Cote's been-down-and-on-the-street resume has left him free to mock less-strict recovery programs and the traditional "victim" view of bums, rather than just go quietly about his libertarian brand of reform. "I am a very controversial person," he boasts. Want to know why you see the same beggars with the cardboard signs standing on Speer Boulevard? Because they're making enough money to make it worth their while. Give a guy a free lunch with no expectation of getting any commitment to change in return, he says, and that's exactly what you'll get--nothing.
For years Cote worked eighteen-hour days and slept on a cot in a tiny room off his office. He now lives in his own home and keeps fairly regular hours, but he still gets reminders that there's a price to pay for his past transgressions and lost years.
Married at seventeen and divorced five years later with two children, Cote admits he wasn't much of a father. In 1987 he received a call from his former mother-in-law telling him that his eldest daughter, Shelly, was using cocaine. Within hours Cote caught a flight out of Denver and then drove to a posh Detroit suburb where Shelly was staying with her boyfriend. He stuffed her belongings in a trash bag and hauled her back to Denver.
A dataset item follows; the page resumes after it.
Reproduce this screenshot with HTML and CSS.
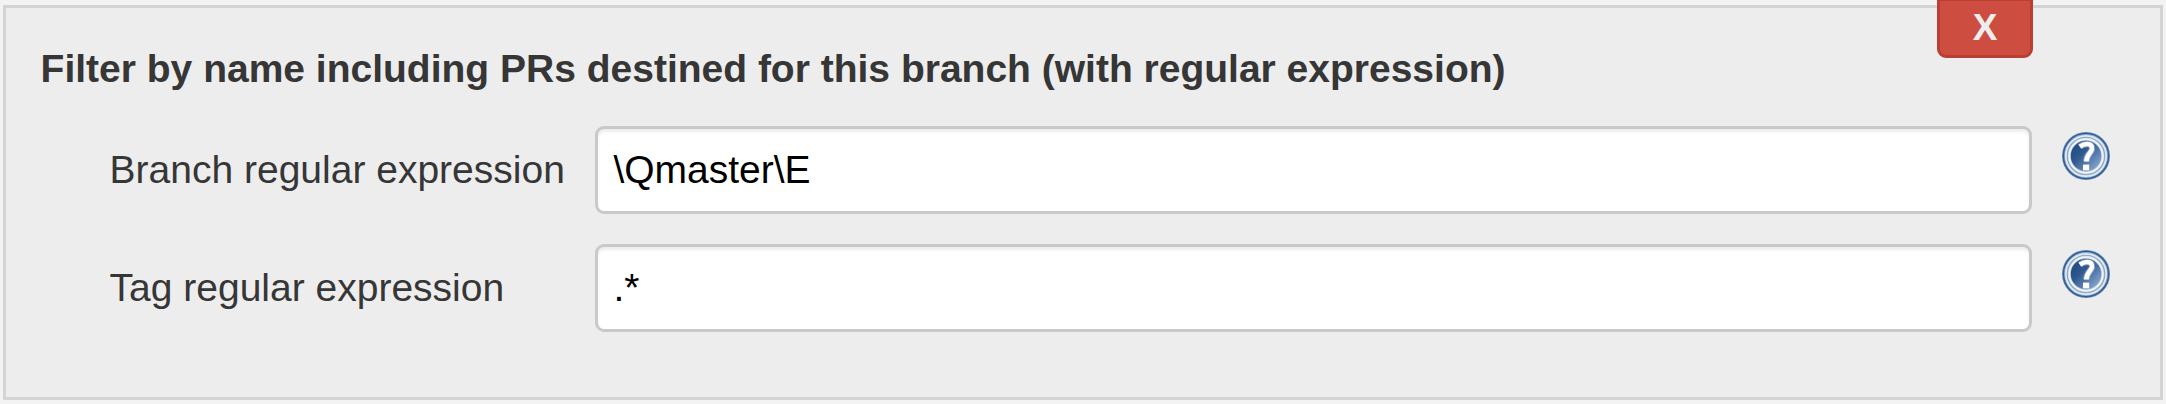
FILE: index.html
```html
<!DOCTYPE html>
<html lang="en">
<head>
<meta charset="utf-8">
<title>Filter by name</title>
<link rel="stylesheet" href="styles.css">
</head>
<body>
<svg class="defs" width="0" height="0" aria-hidden="true">
  <defs>
    <linearGradient id="disc" x1="0.1" y1="0.2" x2="0.85" y2="0.95">
      <stop offset="0" stop-color="#204a84"/>
      <stop offset="0.35" stop-color="#30598f"/>
      <stop offset="1" stop-color="#8eafd6"/>
    </linearGradient>
    <symbol id="help" viewBox="0 0 48 48">
      <circle cx="24" cy="24" r="24" fill="#6287b4"/>
      <circle cx="24" cy="24" r="23.2" fill="#2f5c94"/>
      <circle cx="24" cy="24" r="20.2" fill="#5c82b0" stroke="#8fabcb" stroke-width="3.4"/>
      <circle cx="24" cy="24" r="20.2" fill="none" stroke="#e3eaf3" stroke-width="1.7"/>
      <circle cx="24" cy="24" r="16.8" fill="url(#disc)" stroke="#b4c6dc" stroke-width="3.2"/>
      <circle cx="24" cy="24" r="16.8" fill="none" stroke="#f0f4f9" stroke-width="1.8"/>
      <path d="M17.8 14.6Q21.4 12 25 12C29.2 12 30.3 14.4 29.9 17.2C29.2 21.4 24.4 22 24.4 29.6" fill="none" stroke="#fff" stroke-opacity=".35" stroke-width="6.4"/>
      <path d="M17.8 14.6Q21.4 12 25 12C29.2 12 30.3 14.4 29.9 17.2C29.2 21.4 24.4 22 24.4 29.6" fill="none" stroke="#fff" stroke-width="4.6"/>
      <rect x="21" y="32.6" width="6.2" height="5.8" fill="#fff"/>
    </symbol>
  </defs>
</svg>
<section class="panel">
  <button class="delete" type="button">X</button>
  <h2 class="title">Filter by name including PRs destined for this branch (with regular expression)</h2>
  <div class="row">
    <label class="label" for="branch">Branch regular expression</label>
    <input class="field" id="branch" type="text" value="\Qmaster\E">
    <svg class="help"><use href="#help"/></svg>
  </div>
  <div class="row">
    <label class="label" for="tag">Tag regular expression</label>
    <input class="field" id="tag" type="text" value=".*">
    <svg class="help"><use href="#help"/></svg>
  </div>
</section>
</body>
</html>
```
FILE: styles.css
```css
* { box-sizing: border-box; }

body {
  margin: 0;
  height: 404px;
  padding: 5px 3px 4px;
  overflow: hidden;
  background: #f3f3f3;
  color: #363636;
  font: 39px/45px "Liberation Sans", Arial, sans-serif;
}

.defs { position: absolute; }

.panel {
  position: relative;
  height: 395px;
  padding: 38px 50px 0 34.6px;
  border: 3px solid #d4d4d4;
  background: #ededed;
}

/* Tab that hangs over the panel's top edge */
.delete {
  position: absolute;
  top: -10px;
  right: 127px;
  width: 96px;
  height: 60px;
  padding: 0;
  border: 3px solid #b93f35;
  border-radius: 0 0 9px 9px;
  background: #cd4d41;
  color: #eee;
  font: 700 37px/42px "Liberation Sans", Arial, sans-serif;
}

.title {
  margin: 0 0 35px;
  font-size: 39px;
  line-height: 45px;
  font-weight: bold;
  white-space: nowrap;
}

.row {
  display: flex;
  align-items: flex-start;
  margin-bottom: 30px;
  padding-left: 69px;
}

.label {
  flex: 0 0 485.4px;
  padding-top: 21px;
  white-space: nowrap;
}

.field {
  flex: 1;
  min-width: 0;
  height: 88px;
  margin-right: 30px;
  padding: 0 15.4px;
  border: 3px solid #c9c9c9;
  border-radius: 9px;
  background: #fff;
  box-shadow: inset 0 3px 3px rgba(0, 0, 0, 0.075);
  color: #000;
  font: inherit;
}

.help {
  flex: none;
  width: 48px;
  height: 48px;
  margin-top: 6px;
}
```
Applying the same uncompromising tough-love approach he used with Step 13's men was difficult--"You've got to be careful with blood," Cote says--and Shelly backslid several times (thanks in part to Cote's gift of a credit card: The card was in his name, and the first bill included a $200 charge to a Vail liquor store. "How stupid can you be?" Cote remembers asking her).
Eventually, though, Shelly came clean; today she lives in Denver and works closely with Cote as operations manager at Step 13. "I had a lesson to learn," she says simply of her recovery.
Even though Cote seems to be riding a rising tide of success, the job of trying to bring religion and sobriety to Denver's homeless is in some ways getting harder, and Cote can sound nostalgic for the past. "The bums and hobos then were a group of great, great guys," he says. "They were appreciative of what you did for them, and there was a camaraderie. Now it's all 'me' instead of 'we.' Today your drunks are younger. They're self-centered, and they don't have a mutual respect for each other. The happy-go-lucky skid-row bum--the clown--is gone."
Cote, however, is here to stay. He claims he was invited to open a string of Step 13 rehab centers across the country but is quite content to remain in Denver. "Ten years from now, I plan to be right here," he says. "God willing.